Taste of Asia
Chow chow salad (serves 4)
- 30g spring onion
- 1 chow chow
- 10g coriander
- 1g micro coriander
- 2 limes
- 10g red Dutch chilli
- Remove the outer layer of the skin from the spring onion and wash.
- Cut the spring onion into 5cm strips and slice thinly, julienne style.
- Cut the chow chow in half. Remove the small stone.
- Using a peeler, make chow chow shavings.
- Mix the chow chow and spring onions together in a bowl.
- Finely chop the whole coriander, including the stalks.
- Remove the seeds from the red chilli and chop finely.
- Add the finely chopped red chilli and coriander to the chow chow.
- Add the zest and juice of the lime to the chow chow and mix thoroughly.
- Add the micro coriander once you are ready to plate the dish.
Soy sauce jelly
- 100ml dark soy sauce
- 40ml rice wine vinegar
- 40ml rice wine
- 65ml honey
- 2 gelatine leaves, soaked in cold water
- In a small pan, bring the soy sauce to the boil. Add the rice wine vinegar, rice wine and honey and remove from the heat.
- Soften the gelatine in cold water. Squeeze out the excess water and place into the soy sauce mix.
- Once the gelatine has dissolved completely, pour the contents into a small container and allow to fully set.
- Using a small round cutter, cut out suitable portions of the soy jelly.
Pickled lotus root
For the poaching liquid
- 75ml rice wine vinegar
- 15g caster sugar
- 1 whole star anise
- ¼ piece of lemon grass (approx 6g)
- 10g fresh ginger
- ½ red chilli, split and seeds removed
For the lotus root
- 190g lotus root, peeled and trimmed, cut into 7mm thick discs
- Place all the ingredients, except the lotus root, into a medium size pan and bring to the boil.
- Add the slices of lotus root and reduce the temperature to a simmer.
- Simmer for about 20 minutes or until the lotus root is soft.
- Remove from the heat and allow to cool in the liquid.

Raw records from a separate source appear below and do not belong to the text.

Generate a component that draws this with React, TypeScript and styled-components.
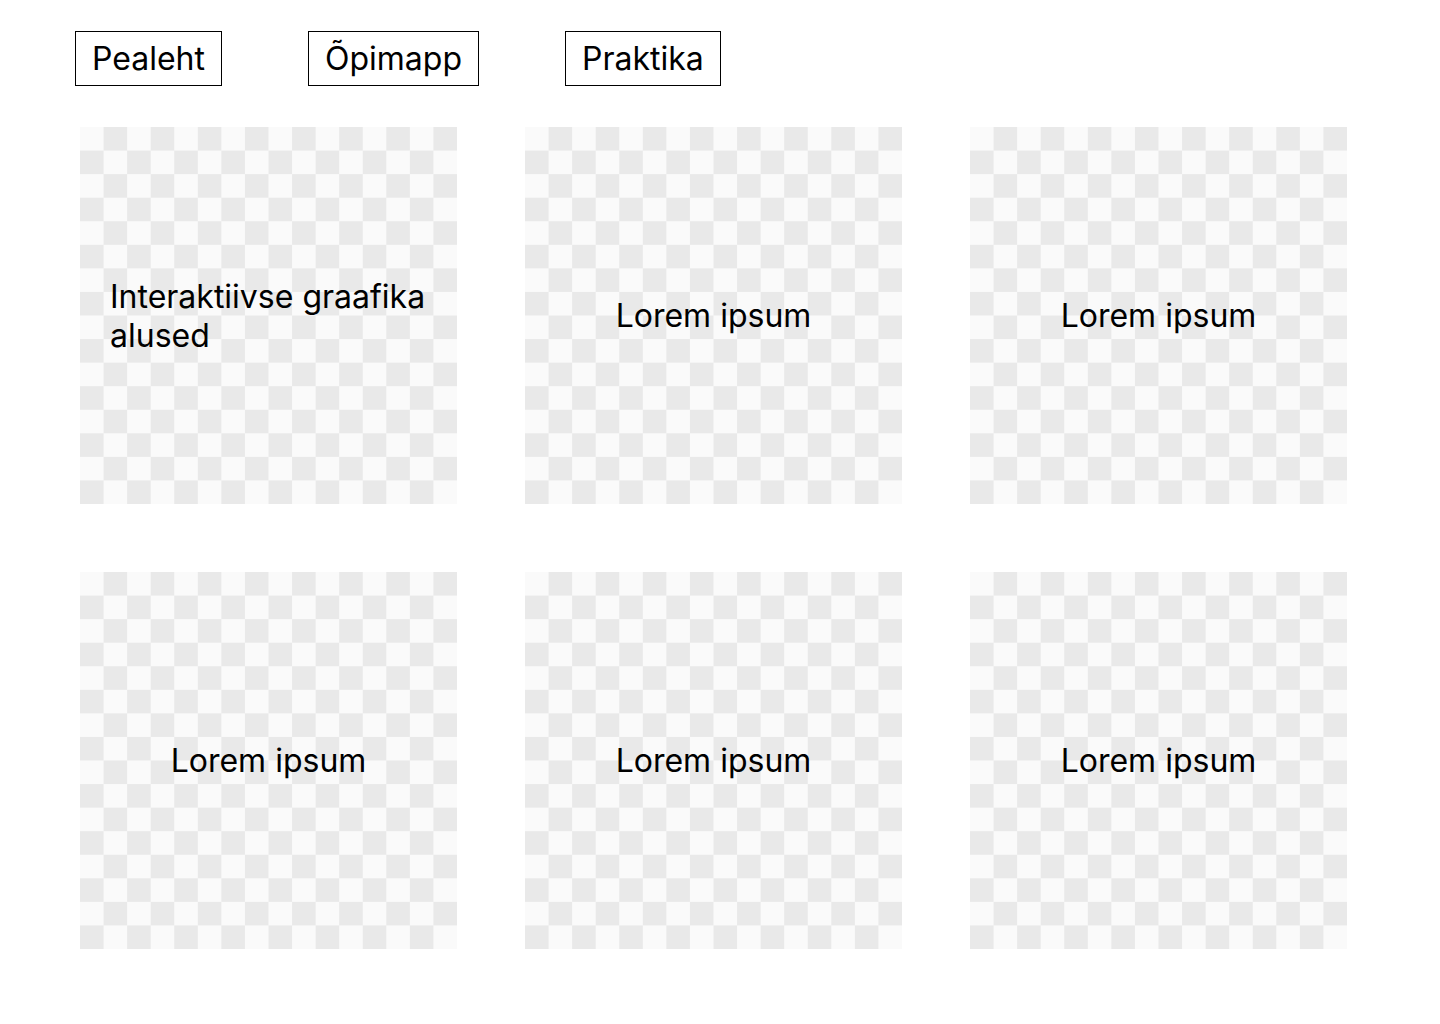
import React from "react";
import styled, { createGlobalStyle } from "styled-components";

const GlobalStyle = createGlobalStyle`
  html, body {
    margin: 0;
    padding: 0;
    background: #ffffff;
    font-family: Inter, "Noto Sans", sans-serif;
    color: #000000;
  }
`;

const Page = styled.div`
  display: flex;
  flex-direction: column;
  padding: 31px 0 0 75px;
`;

const Nav = styled.nav`
  display: flex;
  gap: 86px;
`;

const NavButton = styled.a`
  display: flex;
  align-items: center;
  justify-content: center;
  height: 55px;
  box-sizing: border-box;
  padding: 0 16px;
  border: 1px solid #000000;
  font-size: 32px;
  color: #000000;
  text-decoration: none;
  cursor: pointer;
`;

const Grid = styled.div`
  display: grid;
  grid-template-columns: repeat(3, 377px);
  grid-auto-rows: 377px;
  gap: 68px;
  margin: 41px 0 0 5px;
`;

const SQ = 377 / 16;

const Card = styled.div`
  display: flex;
  align-items: center;
  justify-content: center;
  box-sizing: border-box;
  padding: 0 30px;
  background-image: conic-gradient(
    #e9e9e9 0 25%,
    #fafafa 0 50%,
    #e9e9e9 0 75%,
    #fafafa 0
  );
  background-size: ${SQ * 2}px ${SQ * 2}px;
  background-position: 0 0;
`;

const CardTitle = styled.div`
  font-size: 32px;
  line-height: 39px;
  text-align: left;
`;

const items = [
  "Interaktiivse graafika alused",
  "Lorem ipsum",
  "Lorem ipsum",
  "Lorem ipsum",
  "Lorem ipsum",
  "Lorem ipsum",
];

export default function App() {
  return (
    <>
      <GlobalStyle />
      <Page>
        <Nav>
          <NavButton>Pealeht</NavButton>
          <NavButton>Õpimapp</NavButton>
          <NavButton>Praktika</NavButton>
        </Nav>
        <Grid>
          {items.map((t, i) => (
            <Card key={i}>
              <CardTitle>{t}</CardTitle>
            </Card>
          ))}
        </Grid>
      </Page>
    </>
  );
}
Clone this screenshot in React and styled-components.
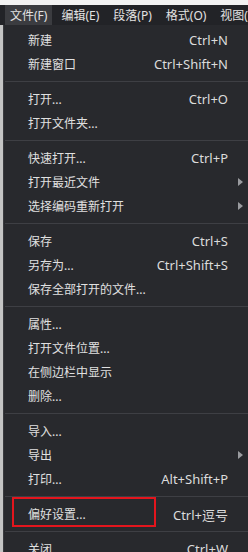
import React from "react";
import styled, { createGlobalStyle } from "styled-components";

const Global = createGlobalStyle`
  html, body { margin: 0; padding: 0; background: #d9d9d9; }
  body { width: 248px; height: 552px; overflow: hidden; }
  #root { width: 248px; height: 552px; }
`;

const Screen = styled.div`
  width: 248px;
  height: 552px;
  display: flex;
  flex-direction: column;
  overflow: hidden;
  font-family: "Noto Sans", "Noto Sans CJK SC", sans-serif;
  color: #dedede;
`;

const TopStrip = styled.div`
  height: 5px;
  background: #f2f2f2;
  flex: none;
`;

const MenuBar = styled.div`
  height: 20px;
  flex: none;
  display: flex;
  align-items: stretch;
  gap: 4px;
  padding-left: 5px;
  background: #222327;
  overflow: hidden;
`;

const BarItem = styled.div`
  display: flex;
  align-items: center;
  padding: 0 5px;
  font-size: 12px;
  white-space: nowrap;
  color: #e2e2e2;
  background: ${(p) => (p.$active ? "#3b3c40" : "transparent")};
`;

const Body = styled.div`
  flex: 1;
  display: flex;
  min-height: 0;
`;

const PageEdge = styled.div`
  width: 3px;
  flex: none;
  background: #c4c4c4;
`;

const Dropdown = styled.div`
  flex: 1;
  background: #28292d;
  border-left: 1px solid #3a3b3f;
  padding-top: 3px;
  display: flex;
  flex-direction: column;
`;

const Row = styled.div`
  position: relative;
  height: 24px;
  flex: none;
  display: flex;
  align-items: center;
  padding: 0 20px 0 24px;
`;

const Label = styled.span`
  flex: 1;
  font-size: 12px;
  white-space: nowrap;
  color: #e0e0e0;
`;

const Shortcut = styled.span`
  font-size: 13px;
  white-space: nowrap;
  color: #dcdcdc;
`;

const Arrow = styled.span`
  position: absolute;
  right: 5px;
  top: 8px;
  width: 0;
  height: 0;
  border-top: 4px solid transparent;
  border-bottom: 4px solid transparent;
  border-left: 5px solid #9a9b9f;
`;

const Separator = styled.div`
  height: 1px;
  flex: none;
  margin: 5px 0 5px 1px;
  background: #3e3f44;
`;

const Highlight = styled.div`
  position: absolute;
  left: 8px;
  top: -5px;
  width: 140px;
  height: 26px;
  border: 2px solid #e3151d;
  pointer-events: none;
`;

const groups = [
  [
    { label: "新建", sc: "Ctrl+N" },
    { label: "新建窗口", sc: "Ctrl+Shift+N" },
  ],
  [
    { label: "打开...", sc: "Ctrl+O" },
    { label: "打开文件夹..." },
  ],
  [
    { label: "快速打开...", sc: "Ctrl+P" },
    { label: "打开最近文件", sub: true },
    { label: "选择编码重新打开", sub: true },
  ],
  [
    { label: "保存", sc: "Ctrl+S" },
    { label: "另存为...", sc: "Ctrl+Shift+S" },
    { label: "保存全部打开的文件..." },
  ],
  [
    { label: "属性..." },
    { label: "打开文件位置..." },
    { label: "在侧边栏中显示" },
    { label: "删除..." },
  ],
  [
    { label: "导入..." },
    { label: "导出", sub: true },
    { label: "打印...", sc: "Alt+Shift+P" },
  ],
  [{ label: "偏好设置...", sc: "Ctrl+逗号", mark: true }],
  [{ label: "关闭", sc: "Ctrl+W" }],
];

export default function App() {
  return (
    <Screen>
      <Global />
      <TopStrip />
      <MenuBar>
        <BarItem $active>文件(F)</BarItem>
        <BarItem>编辑(E)</BarItem>
        <BarItem>段落(P)</BarItem>
        <BarItem>格式(O)</BarItem>
        <BarItem>视图(V)</BarItem>
      </MenuBar>
      <Body>
        <PageEdge />
        <Dropdown>
          {groups.map((g, gi) => (
            <React.Fragment key={gi}>
              {gi > 0 && <Separator />}
              {g.map((it) => (
                <Row key={it.label}>
                  <Label>{it.label}</Label>
                  {it.sc && <Shortcut>{it.sc}</Shortcut>}
                  {it.sub && <Arrow />}
                  {it.mark && <Highlight />}
                </Row>
              ))}
            </React.Fragment>
          ))}
        </Dropdown>
      </Body>
    </Screen>
  );
}
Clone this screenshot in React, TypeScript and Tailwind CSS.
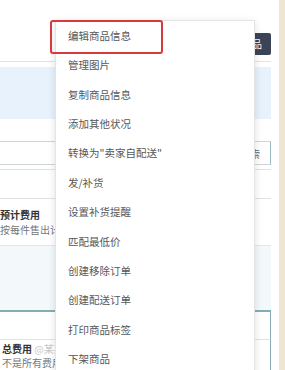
const menuItems = [
	'编辑商品信息',
	'管理图片',
	'复制商品信息',
	'添加其他状况',
	'转换为"卖家自配送"',
	'发/补货',
	'设置补货提醒',
	'匹配最低价',
	'创建移除订单',
	'创建配送订单',
	'打印商品标签',
	'下架商品',
];

const App = () => {
	return (
		<div className="relative h-[370px] w-[285px] overflow-hidden bg-white font-['Noto_Sans_CJK_SC','Noto_Sans',sans-serif]">
			{/* page underneath */}
			<div className="flex h-full w-full">
				<div className="flex w-[271px] flex-col">
					<div className="flex h-[63px] justify-end border-b border-[#e3e3e3] pt-[33px]">
						<button type="button" className="h-[22px] rounded-[2px] bg-[#3b4356] pr-[9px] pl-[8px] text-[10px] leading-[22px] text-white">
							添加商品
						</button>
					</div>
					<div className="mt-[5px] h-[53px] bg-[#e7f2fc]" />
					<div className="mt-[22px] flex h-[25px] items-center justify-end border border-l-0 border-[#9bbcc4] border-t-[#cfd6d8] border-b-[#cfd6d8] pr-[10px] text-[10px] text-[#4b6b74]">
						搜索
					</div>
					<div className="mt-[4px] h-[30px] border-y border-[#e2e2e2]" />
					<div className="flex h-[48px] flex-col justify-center text-[10px] leading-[15px]">
						<p className="font-bold text-[#333]">预计费用</p>
						<p className="text-[#777]">按每件售出计算</p>
					</div>
					<div className="h-[66px] border-t border-[#e6e6e6] bg-[#f3f8fb]" />
					<div className="h-[31px] border-t-2 border-r border-[#86adb4] border-b border-b-[#e2e2e2]" />
					<div className="flex flex-col border-r border-[#86adb4] pl-[2px] text-[10px] leading-[14px]">
						<p className="pt-[2px] font-bold text-[#333]">
							总费用 <span className="font-normal text-[#c8c8c8]">@某某某</span>
						</p>
						<p className="text-[#777]">不是所有费用</p>
					</div>
				</div>
				<div className="w-[8px]" />
				<div className="flex-1 bg-[#f0e5d4]" />
			</div>

			{/* dropdown menu */}
			<ul className="absolute top-[20px] left-[55px] w-[200px] border border-[#e4e4e4] bg-white shadow-[0_2px_8px_rgba(0,0,0,0.12)]">
				{menuItems.map(item => (
					<li key={item} className="flex h-[29.4px] items-center pl-[12px] text-[10.5px] text-[#575757]">
						{item}
					</li>
				))}
			</ul>

			{/* highlight box */}
			<div className="absolute top-[20px] left-[50px] h-[34px] w-[113px] rounded-[3px] border-2 border-[#d8393b]" />
		</div>
	);
};

export default App;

Prawns wrapped in Gai Choi
- 8 raw king prawns, de-shelled and de-veined
- 16 leaves of Gai Choi
- 1 piece of lemon grass
- 1 lime
- 10g fresh ginger
- ½ red chilli
- Slice the lime, crush up the lemon grass, cut the ginger into smaller pieces and roughly chop the red chilli. Mix all ingredients thoroughly.
- Place the mix at the bottom of the bamboo basket.
- Take a small piece of muslin cloth and place that on top of the mix.
- Take two leaves of the Gai Choi and place them next to each other.
- Carefully wrap the leaves around the prawns.
- Place the prawns on top of the muslin cloth, within the bamboo basket.
- Place the bamboo basket on top of a pan filled with boiling water and steam for 5 -6 minutes, until the prawns are cooked.
- Add a splash of lime juice just before serving.
Kai-lan with red chilli and soya sauce
- 250g kai-lan
- 1 red chilli
- 15ml light soy sauce
- 1g coarse black pepper
- Trim the bottoms of the kai-lan. Remove a few of the leaves if you think there are too many.
- Either steam the leaves for 4-5 minutes, or blanch them in boiling, salty water.
- While they are still warm, add the chilli, soy sauce and black pepper.
- Mix the ingredients well.
This dish can be served at room temperature.